VARCHAR(10) UTF-8 holds whatever fits in 10 bytes — three CJK characters, then it truncates. If you migrate NVARCHAR(n) → VARCHAR(n) UTF-8 by copying the number n, you silently chop every multibyte value. Size UTF-8 columns in bytes (often n × 2–3 the character count you actually need).

The nonclustered index key limit is 1700 bytes — bytes, not characters. A NVARCHAR(900) key is 1800 bytes and SQL Server warns you at create time; the same VARCHAR(900) UTF-8 key is at most 900 bytes and creates clean. UTF-8 lets you index a character-wider column — but remember the worst case is 4 bytes/char, so a VARCHAR(425) UTF-8 key can still blow the limit on supplementary characters.

LEN counts characters, DATALENGTH counts bytes — and now they differ. Under NVARCHAR DATALENGTH was always 2 × LEN. Under UTF-8 it’s 1–4× depending on content (measured: 1.00 for ASCII, 1.27 for Lithuanian, 3.00 for CJK). Any code that derived byte sizes from LEN, or assumed the 2× relationship, needs revisiting.

Verdict

_UTF8 collations are a genuine win for the common case — mostly-ASCII or European-language string data — and the win is large: roughly half the storage and half the index size, which becomes half the buffer-pool pressure and half the backup. For CJK-dominant data, keep NVARCHAR; UTF-8 makes it bigger.

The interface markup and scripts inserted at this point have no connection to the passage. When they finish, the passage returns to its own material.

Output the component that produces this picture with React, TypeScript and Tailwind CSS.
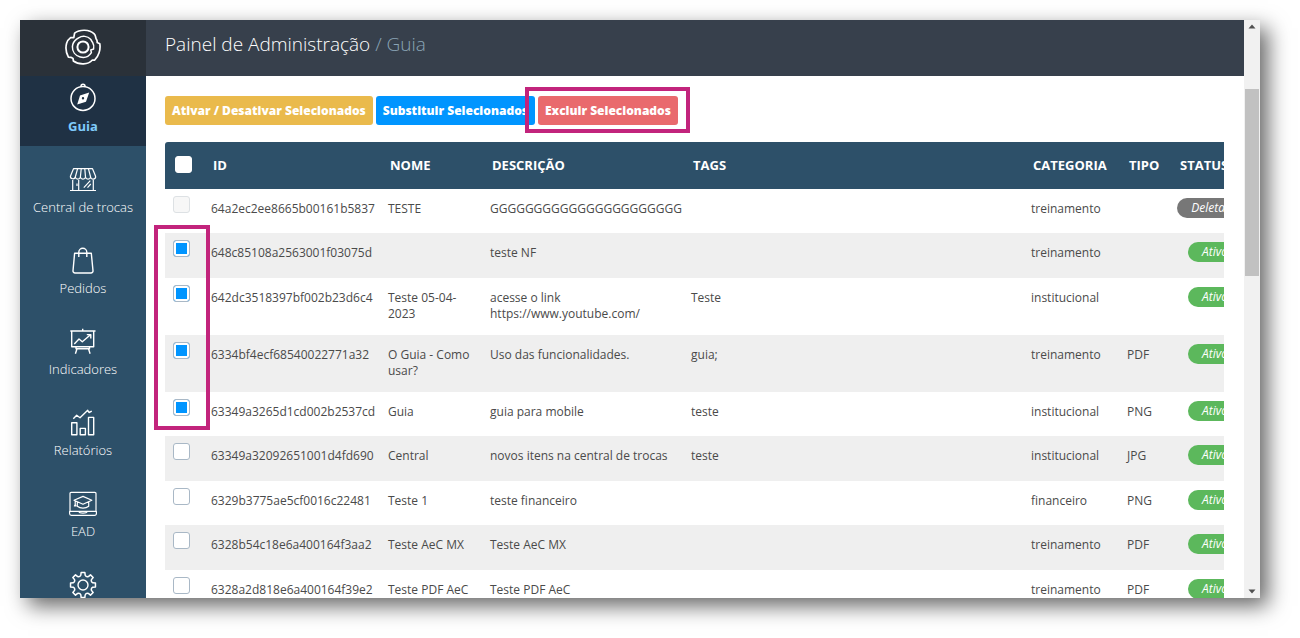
import type { ReactNode } from 'react';
import { useState } from 'react';

interface NavItem {
  label: string;
  icon: ReactNode;
  active?: boolean;
  iconOnly?: boolean;
}

interface GuideRow {
  id: string;
  name?: string;
  description: string;
  tags?: string;
  category: string;
  type?: string;
  status: 'Ativo' | 'Deletado';
}

const GEAR_PATH = (() => {
  const pts: string[] = [];
  for (let i = 0; i < 8; i++) {
    const base = (i * Math.PI) / 4;
    const at = (offset: number, r: number) =>
      `${(14 + r * Math.sin(base + offset)).toFixed(2)} ${(14 - r * Math.cos(base + offset)).toFixed(2)}`;
    pts.push(`${i === 0 ? 'M' : 'L'}${at(-0.22, 10)} L${at(-0.15, 12.6)} L${at(0.15, 12.6)} L${at(0.22, 10)} Q${at(0.39, 8.4)} ${at(0.565, 10)}`);
  }
  return pts.join(' ') + 'Z';
})();

function Icon({ children }: { children: ReactNode }) {
  return (
    <svg
      viewBox="0 0 28 28"
      className="w-7 h-7 overflow-visible"
      fill="none"
      stroke="currentColor"
      strokeWidth="1.2"
      strokeLinejoin="round"
      aria-hidden="true"
    >
      {children}
    </svg>
  );
}

const NAV: NavItem[] = [
  {
    label: 'Guia',
    active: true,
    icon: (
      <Icon>
        <circle cx="14" cy="14.4" r="12" strokeWidth="1.5" />
        <path d="M12 2.2a2 2 0 0 1 4 0" strokeWidth="1.5" />
        <path
          d="M20.2 8.4 17 17.7 8.2 20.4 11 11.5ZM14 13.1a1.2 1.2 0 1 0 0 2.4a1.2 1.2 0 0 0 0-2.4Z"
          fill="currentColor"
          fillRule="evenodd"
          stroke="none"
        />
      </Icon>
    ),
  },
  {
    label: 'Central de trocas',
    icon: (
      <Icon>
        <path d="M4.5 2.7h19L26.6 10.2a2.5 2.5 0 0 1-5 .8a2.6 2.6 0 0 1-5.1 0a2.6 2.6 0 0 1-5.1 0a2.6 2.6 0 0 1-5.1 0a2.5 2.5 0 0 1-4.9-.8Z" />
        <path d="M8.6 2.7 6.3 11M12.2 2.7 11.4 11M15.8 2.7 16.5 11M19.4 2.7 21.6 11" />
        <path d="M3.7 14v10.3M9.7 14v10.3M24.3 14v10.3M1 24.5h26M8 17.5v2.5M14.8 21.6l6.5-7M18.5 21.6l3.3-3.6" />
      </Icon>
    ),
  },
  {
    label: 'Pedidos',
    icon: (
      <Icon>
        <path d="M5.6 6.3h16.7L24 23.8a2 2 0 0 1-2 2.2H6a2 2 0 0 1-2-2.2Z" strokeWidth="1.4" />
        <path d="M9.8 10V5.3a4 4 0 0 1 8 0V10" strokeWidth="1.4" />
      </Icon>
    ),
  },
  {
    label: 'Indicadores',
    icon: (
      <Icon>
        <path d="M13.7.8v2M1.3 3h25.2M2.7 3v15.7h22V3M7 18.7v2h13.5v-2M8 20.7 6.4 25.8M19.5 20.7 21.1 25.8" strokeWidth="1.4" />
        <path d="M5.3 16 10 11l3.3 2.8L21.5 6.8M17.8 6.6h4v3.8" strokeWidth="1.4" />
      </Icon>
    ),
  },
  {
    label: 'Relatórios',
    icon: (
      <Icon>
        <path d="M2.7 13.7h5.2v12H2.7ZM11.2 19.4h5.2v6.3h-5.2ZM19.5 8.4h5.2v17.3h-5.2Z" strokeWidth="1.4" />
        <path d="M4.3 9.7 7.7 6.3 11 8.7 18.7 1.3 20 3.5 22.8 2.2" strokeWidth="1.4" />
      </Icon>
    ),
  },
  {
    label: 'EAD',
    icon: (
      <Icon>
        <path d="M1 21.3V3.6a1.2 1.2 0 0 1 1.2-1.2h23.6A1.2 1.2 0 0 1 27 3.6v17.7M.6 21.4h26.8v2.2a1.8 1.8 0 0 1-1.8 1.8H2.4a1.8 1.8 0 0 1-1.8-1.8ZM9.8 21.6c.6 2 7.8 2 8.4 0" />
        <path d="M5 10.3 14 6.4l8.8 3.9L14 14.3ZM8.3 12v4.2c3 2.6 8.4 2.6 11.4 0V12M6.2 11v3.4l-.8 1.6h1.6l-.8-1.6" />
      </Icon>
    ),
  },
  {
    label: 'Configurações',
    iconOnly: true,
    icon: (
      <Icon>
        <path d={GEAR_PATH} strokeWidth="1.5" />
        <circle cx="14" cy="14" r="5" strokeWidth="1.4" />
      </Icon>
    ),
  },
];

const ROWS: GuideRow[] = [
  { id: '64a2ec2ee8665b00161b5837', name: 'TESTE', description: 'GGGGGGGGGGGGGGGGGGGGGG', category: 'treinamento', status: 'Deletado' },
  { id: '648c85108a2563001f03075d', description: 'teste NF', category: 'treinamento', status: 'Ativo' },
  { id: '642dc3518397bf002b23d6c4', name: 'Teste 05-04-2023', description: 'acesse o link https://www.youtube.com/', tags: 'Teste', category: 'institucional', status: 'Ativo' },
  { id: '6334bf4ecf68540022771a32', name: 'O Guia - Como usar?', description: 'Uso das funcionalidades.', tags: 'guia;', category: 'treinamento', type: 'PDF', status: 'Ativo' },
  { id: '63349a3265d1cd002b2537cd', name: 'Guia', description: 'guia para mobile', tags: 'teste', category: 'institucional', type: 'PNG', status: 'Ativo' },
  { id: '63349a32092651001d4fd690', name: 'Central', description: 'novos itens na central de trocas', tags: 'teste', category: 'institucional', type: 'JPG', status: 'Ativo' },
  { id: '6329b3775ae5cf0016c22481', name: 'Teste 1', description: 'teste financeiro', category: 'financeiro', type: 'PNG', status: 'Ativo' },
  { id: '6328b54c18e6a400164f3aa2', name: 'Teste AeC MX', description: 'Teste AeC MX', category: 'treinamento', type: 'PDF', status: 'Ativo' },
  { id: '6328a2d818e6a400164f39e2', name: 'Teste PDF AeC', description: 'Teste PDF AeC', category: 'treinamento', type: 'PDF', status: 'Ativo' },
];

const CHECKBOX =
  'block appearance-none w-[17px] h-[17px] rounded-[3px] border border-[#a9b8c6] bg-white checked:bg-[#0095ff] checked:shadow-[inset_0_0_0_2px_white] disabled:bg-[#f7f7f7] disabled:border-[#dde1e4]';

const ACTION = 'h-[29px] px-[7px] rounded-[3px] text-white text-xs font-extrabold whitespace-nowrap';

const CELL = 'px-1.5 pt-3 pb-[13px]';

function Logo() {
  return (
    <svg viewBox="0 0 36 36" className="w-9 h-9" fill="none" stroke="white" strokeWidth="1.7" strokeLinejoin="round" aria-hidden="true">
      <path d="M9.6 4.2C14.5.2 24.5.2 29.2 4.8C30.8 6.4 30.4 8 31 9.4C32 10.8 32.4 11.8 32.2 13.6L34.8 14.8C35.8 20.6 33.6 27.4 29.6 31.2L27.4 31C24.6 34.2 20.8 35 17.6 34.8C14 34.8 10.8 33.8 8.4 32L8 29.4C6.6 28.4 5.2 28.2 3.4 28.2C1.4 24.4.4 18.6 1.6 14.2C2.4 11.6 4 9.8 5.6 8.6L8.8 8.6L9.6 4.2Z" />
      <path d="M11.6 10.2L13.6 8.8C17.4 6.4 22.6 7 25.4 10C26.6 11.2 26.6 12.6 27.6 13.4C29.2 16 29 18 28.6 20L25.8 21L26.4 23.6C23.8 27.6 19.6 29.2 15.2 28C10.2 26.6 7.2 22.4 7.4 17.6C7.6 14.6 8.8 12.4 11.6 10.2Z" strokeWidth="1.5" />
      <circle cx="18" cy="18" r="5.6" strokeWidth="2" />
    </svg>
  );
}

function Sidebar() {
  return (
    <nav className="w-[126px] shrink-0 overflow-hidden bg-[#2d5069] text-white">
      <div className="h-14 flex items-center justify-center pb-0.5 bg-[#2a3139]">
        <Logo />
      </div>
      {NAV.map((item) => (
        <a
          key={item.label}
          href="#"
          aria-label={item.label}
          aria-current={item.active ? 'page' : undefined}
          className={`flex flex-col items-center text-[13px] leading-5 ${
            item.active ? 'gap-1 pt-2 h-[70px] bg-[#1f3144]' : 'gap-[3px] pt-5 h-[81px] font-light'
          }`}
        >
          {item.icon}
          {!item.iconOnly && <span className={item.active ? 'font-bold text-[#7fcbfb]' : ''}>{item.label}</span>}
        </a>
      ))}
    </nav>
  );
}

function Scrollbar() {
  return (
    <div className="w-4 shrink-0 flex flex-col items-center bg-[#f1f1f1]" aria-hidden="true">
      <svg viewBox="0 0 16 14" className="w-4 h-3.5" fill="#505050">
        <path d="M4.5 8.5 8 4.5l3.5 4Z" />
      </svg>
      <div className="flex-1 w-full px-px pt-[55px]">
        <div className="h-[187px] bg-[#c1c1c1]" />
      </div>
      <svg viewBox="0 0 16 14" className="w-4 h-3.5" fill="#505050">
        <path d="M4.5 5.5h7L8 9.5Z" />
      </svg>
    </div>
  );
}

export default function App() {
  const [selected, setSelected] = useState<string[]>(ROWS.slice(1, 5).map((row) => row.id));

  const toggle = (id: string) =>
    setSelected((prev) => (prev.includes(id) ? prev.filter((x) => x !== id) : [...prev, id]));

  return (
    <div className="h-screen bg-white pt-5 pl-5 pr-10 pb-10 font-['Open_Sans','Noto_Sans',sans-serif]">
      <div className="h-full flex shadow-[8px_8px_20px_rgba(0,0,0,0.6)]">
        <Sidebar />

        <div className="flex-1 min-w-0 flex flex-col bg-white">
          <header className="h-14 shrink-0 flex items-center px-[19px] pb-2 bg-[#37404c]">
            <h1 className="text-[19px] font-light text-white">
              Painel de Administração <span className="text-[#8aa4b5]">/ Guia</span>
            </h1>
          </header>

          <main className="flex-1 min-h-0 overflow-hidden pt-5 pr-5 pl-[19px]">
            <div className="flex gap-[3px] mb-[17px]">
              <button className={`${ACTION} bg-[#eaba4c]`}>Ativar / Desativar Selecionados</button>
              <button className={`${ACTION} bg-[#0095ff]`}>Substituir Selecionados</button>
              <div className="relative">
                <button className={`${ACTION} bg-[#e96a6d]`}>Excluir Selecionados</button>
                <div className="absolute -top-[9px] -bottom-2 -left-[13px] -right-3 border-4 border-[#c2247c] pointer-events-none" />
              </div>
            </div>

            <div className="relative">
              <div className="overflow-hidden rounded-l-[3px]">
                <table className="table-fixed w-[calc(100%+34px)] text-left text-xs leading-4 text-[#4a4a4a]">
                  <colgroup>
                    <col className="w-10" />
                    <col className="w-[177px]" />
                    <col className="w-[102px]" />
                    <col className="w-[201px]" />
                    <col />
                    <col className="w-24" />
                    <col className="w-[51px]" />
                    <col className="w-[86px]" />
                  </colgroup>
                  <thead>
                    <tr className="h-[47px] bg-[#2d5069] text-white text-[13px]">
                      <th className="pl-2.5 pb-0.5">
                        <input type="checkbox" aria-label="Selecionar todos" className={`${CHECKBOX} border-white`} />
                      </th>
                      <th className="pl-2 pb-0.5 font-bold">ID</th>
                      <th className="pl-2 pb-0.5 font-bold">NOME</th>
                      <th className="pl-2 pb-0.5 font-bold">DESCRIÇÃO</th>
                      <th className="pl-2 pb-0.5 font-bold">TAGS</th>
                      <th className="pl-2 pb-0.5 font-bold">CATEGORIA</th>
                      <th className="pl-2 pb-0.5 font-bold">TIPO</th>
                      <th className="pl-2 pb-0.5 font-bold">STATUS</th>
                    </tr>
                  </thead>
                  <tbody>
                    {ROWS.map((row) => (
                      <tr key={row.id} className="h-11 align-top even:h-[45px] even:bg-[#efefef]">
                        <td className="pl-2 pt-[7px]">
                          <input
                            type="checkbox"
                            aria-label={`Selecionar ${row.id}`}
                            className={CHECKBOX}
                            disabled={row.status === 'Deletado'}
                            checked={selected.includes(row.id)}
                            onChange={() => toggle(row.id)}
                          />
                        </td>
                        <td className={CELL}>{row.id}</td>
                        <td className={CELL}>{row.name}</td>
                        <td className={CELL}>{row.description}</td>
                        <td className={CELL}>{row.tags}</td>
                        <td className={CELL}>{row.category}</td>
                        <td className={CELL}>{row.type}</td>
                        <td className="pt-[9px] text-center">
                          <span
                            className={`inline-block px-3.5 leading-5 rounded-full italic text-white ${
                              row.status === 'Ativo' ? 'bg-[#5cb85c]' : 'bg-[#777777]'
                            }`}
                          >
                            {row.status}
                          </span>
                        </td>
                      </tr>
                    ))}
                  </tbody>
                </table>
              </div>
              <div className="absolute top-[83px] -left-[11px] w-14 h-[205px] border-4 border-[#c2247c] pointer-events-none" />
            </div>
          </main>
        </div>

        <Scrollbar />
      </div>
    </div>
  );
}
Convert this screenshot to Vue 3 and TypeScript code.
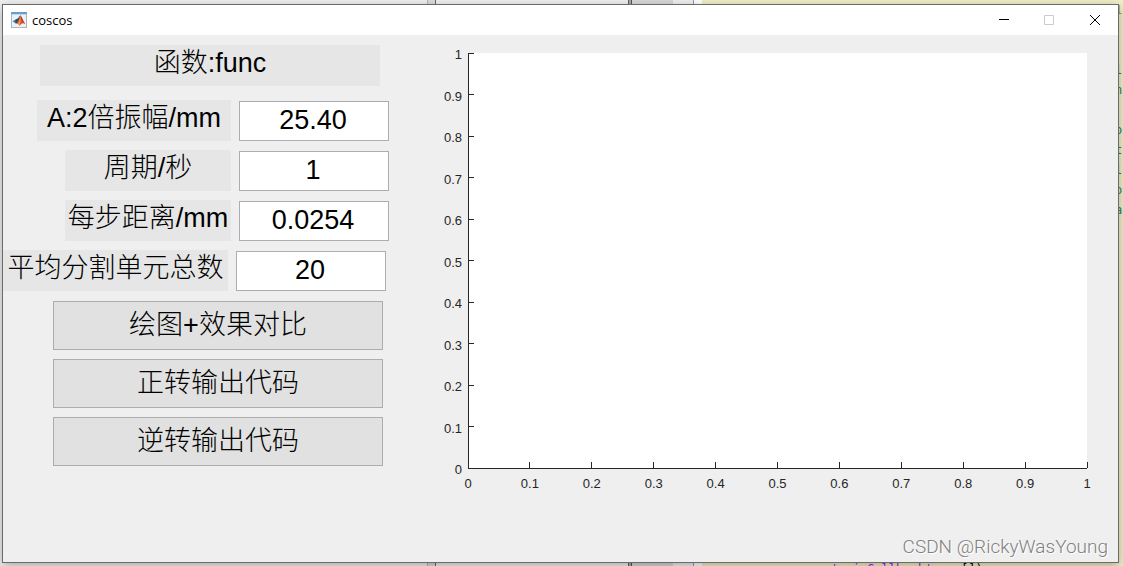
<script setup lang="ts">
import { ref } from 'vue'

interface Field {
  id: string
  label: string
  size: string
  value: string
}

const fields = ref<Field[]>([
  { id: 'amplitude', label: 'A:2倍振幅/mm', size: 'medium', value: '25.40' },
  { id: 'period', label: '周期/秒', size: 'small', value: '1' },
  { id: 'step', label: '每步距离/mm', size: 'small', value: '0.0254' },
  { id: 'units', label: '平均分割单元总数', size: 'large', value: '20' },
])

const actions: string[] = ['绘图+效果对比', '正转输出代码', '逆转输出代码']

const ticks = Array.from({ length: 11 }, (_, i) => ({
  text: String(i / 10),
  along: `${i * 10}%`,
  up: `${100 - i * 10}%`,
}))

const codeLines: string[] = ['1', '', '', 'l', 'ny', '', 'o:', 'ty', 'l', 'oy', 'a']
</script>

<template>
  <div class="desktop">
    <div class="backdrop" aria-hidden="true">
      <div class="pane files"></div>
      <div class="pane divider"></div>
      <div class="pane middle"></div>
      <div class="pane splitter"></div>
      <div class="pane gutter"></div>
      <div class="pane margin"></div>
      <div class="pane code">
        <div class="comments">
          <span v-for="(line, i) in codeLines" :key="i" :class="{ mark: i === 0 }">{{ line }}</span>
        </div>
        <div class="call"><span>'gui_Callback'</span>,&nbsp;&nbsp; []);</div>
      </div>
    </div>

    <main class="window">
      <header class="titlebar">
        <svg class="logo" viewBox="0 0 16 16" aria-hidden="true">
          <rect x="0.5" y="0.5" width="15" height="15" fill="#edf1f5" stroke="#aeb5bc" />
          <rect width="16" height="2" fill="#6c9fc5" />
          <rect x="1" y="2" width="14" height="1" fill="#c3d8e8" />
          <path d="M1.5 9.3 L5 7.3 L7 9.5 L4.8 11.6Z" fill="#3b7fb8" />
          <path d="M5 7.3 C7 7 8 5 9.3 3.2 L8.3 8.7 L7 10.8 L4.8 11.6 L4.2 9.2Z" fill="#244f7c" />
          <path d="M9.3 3.2 C11 5 12 9 14.2 12 C12 10.8 10.5 11.2 8.5 14 C8 12.4 7 11.4 4.8 11.6 C7.5 10.6 8.2 6 9.3 3.2Z" fill="#df542b" />
          <path d="M9.3 3.2 C9.8 6 9.6 10.4 8.5 14 C8.2 12.4 7.6 11.8 6.8 11.4 C8.5 9.5 8.8 6 9.3 3.2Z" fill="#f3a03b" />
          <path d="M9.3 3.2 C11 5 12 9 14.2 12 C11.8 10.4 10.4 8 9.3 3.2Z" fill="#9c2c24" />
        </svg>
        <h1>coscos</h1>
        <button type="button" class="control" aria-label="Minimize">
          <svg viewBox="0 0 11 11"><path d="M1 4.5H11" stroke="#000" /></svg>
        </button>
        <button type="button" class="control" aria-label="Maximize" disabled>
          <svg viewBox="0 0 11 11"><path d="M.5 .5H9.5V9.5H.5Z" fill="none" stroke="#ccc" /></svg>
        </button>
        <button type="button" class="control" aria-label="Close">
          <svg viewBox="0 0 11 11"><path d="M0 0L10 10M10 0L0 10" stroke="#000" /></svg>
        </button>
      </header>

      <div class="figure">
        <form class="panel" @submit.prevent>
          <h2 class="tag heading">函数:func</h2>
          <div class="fields">
            <div v-for="field in fields" :key="field.id" class="row" :class="field.size">
              <label class="tag" :for="field.id">{{ field.label }}</label>
              <input :id="field.id" v-model="field.value" type="text" />
            </div>
          </div>
          <div class="actions">
            <button v-for="action in actions" :key="action" type="button">{{ action }}</button>
          </div>
        </form>

        <svg class="axes" role="img" aria-label="axes">
          <rect width="100%" height="100%" fill="#fff" />
          <g class="lines">
            <line x1="0" y1="0" x2="0" y2="100%" />
            <line x1="0" y1="100%" x2="100%" y2="100%" />
            <template v-for="tick in ticks" :key="tick.text">
              <line x1="0" x2="6" :y1="tick.up" :y2="tick.up" />
              <svg :x="tick.along" y="100%" overflow="visible"><line x1="0" y1="0" x2="0" y2="-6" /></svg>
            </template>
          </g>
          <g class="numbers">
            <template v-for="tick in ticks" :key="tick.text">
              <text x="-6" :y="tick.up" dy="6" text-anchor="end">{{ tick.text }}</text>
              <text :x="tick.along" y="100%" dy="20" text-anchor="middle">{{ tick.text }}</text>
            </template>
          </g>
        </svg>
      </div>
      <div class="watermark">CSDN @RickyWasYoung</div>
    </main>
  </div>
</template>

<style>
body {
  margin: 0;
}
</style>

<style scoped>
* {
  box-sizing: border-box;
}

.desktop {
  position: relative;
  display: flex;
  min-height: 100vh;
  padding: 4px 4px 3px 2px;
  overflow: hidden;
  font-family: "Liberation Sans", "Noto Sans CJK SC", sans-serif;
  color: #000;
}

.backdrop {
  position: absolute;
  inset: 0;
  display: flex;
}

.pane {
  flex: none;
  background: #f0f0f0;
}

.files {
  width: 427px;
}

.divider {
  width: 9px;
  background: #dcdcdc;
  border-left: 1px solid #b4b4b4;
  border-right: 1px solid #686868;
}

.middle {
  width: 192px;
}

.splitter {
  width: 4px;
  background: #aaa;
  border-left: 1px solid #596270;
  border-right: 1px solid #555;
}

.gutter {
  width: 41px;
  background: #d8d8d8;
}

.margin {
  width: 21px;
  border-right: 1px solid #999;
}

.code {
  display: flex;
  flex: 1;
  flex-direction: column;
  justify-content: space-between;
  margin-left: 8px;
  background: #efefc8;
  font: 12px/20px "DejaVu Sans Mono", monospace;
}

.comments {
  display: flex;
  flex-direction: column;
  align-self: flex-end;
  width: 8px;
  color: #16895c;
}

.comments span {
  height: 20px;
}

.comments .mark {
  color: #a19b20;
}

.call {
  height: 7px;
  margin-left: 129px;
  overflow: hidden;
  white-space: nowrap;
}

.call span {
  color: #a020f0;
}

.window {
  position: relative;
  display: flex;
  flex: 1;
  flex-direction: column;
  background: #efefef;
  border: 1px solid #6b6b69;
  box-shadow: 0 3px 10px rgba(0, 0, 0, 0.3);
}

.titlebar {
  display: flex;
  align-items: center;
  height: 30px;
  padding-left: 8px;
  background: #fff;
}

.logo {
  width: 16px;
  height: 16px;
}

h1 {
  flex: 1;
  margin: 0 0 0 5px;
  font: 400 13px/16px "Open Sans", sans-serif;
}

.control {
  display: flex;
  align-items: center;
  justify-content: center;
  width: 46px;
  height: 30px;
  padding: 0;
  background: none;
  border: 0;
}

.control svg {
  width: 11px;
  height: 11px;
  overflow: visible;
}

.figure {
  display: flex;
  flex: 1;
  gap: 79px;
  padding: 10px 31px 94px 0;
}

.panel {
  display: flex;
  flex: none;
  flex-direction: column;
  width: 386px;
  font-size: 27px;
  font-weight: 300;
}

.tag {
  height: 41px;
  margin: 0;
  background: #e6e6e6;
  font-size: 27px;
  font-weight: 300;
  line-height: 36px;
  text-align: center;
  white-space: nowrap;
}

.heading {
  margin: 0 9px 14px 37px;
}

.fields {
  display: flex;
  flex-direction: column;
  gap: 9px;
}

.row {
  display: flex;
  gap: 8px;
  align-items: flex-end;
  justify-content: flex-end;
}

.medium .tag {
  width: 194px;
}

.small .tag {
  width: 166px;
}

.large {
  justify-content: flex-start;
}

.large .tag {
  width: 225px;
}

input {
  width: 150px;
  height: 40px;
  padding: 0 2px 2px 0;
  background: #fff;
  border: 1px solid #abadb3;
  color: inherit;
  font: inherit;
  text-align: center;
}

.actions {
  display: flex;
  flex-direction: column;
  gap: 9px;
  margin: 10px 6px 0 50px;
}

.actions button {
  height: 49px;
  padding: 0 0 6px;
  background: #e1e1e1;
  border: 1px solid #adadad;
  color: inherit;
  font: inherit;
}

.axes {
  flex: 1;
  min-width: 0;
  height: auto;
  margin-top: 8px;
  overflow: visible;
}

.lines {
  stroke: #262626;
  shape-rendering: crispEdges;
}

.numbers {
  fill: #262626;
  font-size: 13px;
}

.watermark {
  position: absolute;
  right: 10px;
  bottom: 3px;
  color: #808080;
  font: 300 19px/24px Roboto, sans-serif;
  text-shadow: 1px 1px 0 #fff;
}
</style>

Before you flip a column to UTF-8:

Profile the alphabet first. AVG(DATALENGTH(col)) / AVG(LEN(col)) on real data tells you whether you’re in the 1.0–1.3 (win) or ~3.0 (lose) regime.
Audit your predicates. Make sure parameters and literals comparing to the column are VARCHAR, not NVARCHAR/N'...', or you’ll convert the column and lose the seek — silently, and worst on exactly your multibyte data.
Re-size in bytes, not characters, and re-check index key widths against 1700 B.
Don’t expect a warm-cache query speedup — the payoff is footprint: density, IO and memory. Which, at scale, is usually the payoff you actually wanted.

Numbers from SQL Server 2025 (Developer), Latin1_General_100_CI_AS[_SC[_UTF8]] collations, 200k rows × 100 chars, on a shared host — trust the ratios over the absolute milliseconds. Reproduce or poke holes: the harness builds the data, runs the matrix and prints the receipts.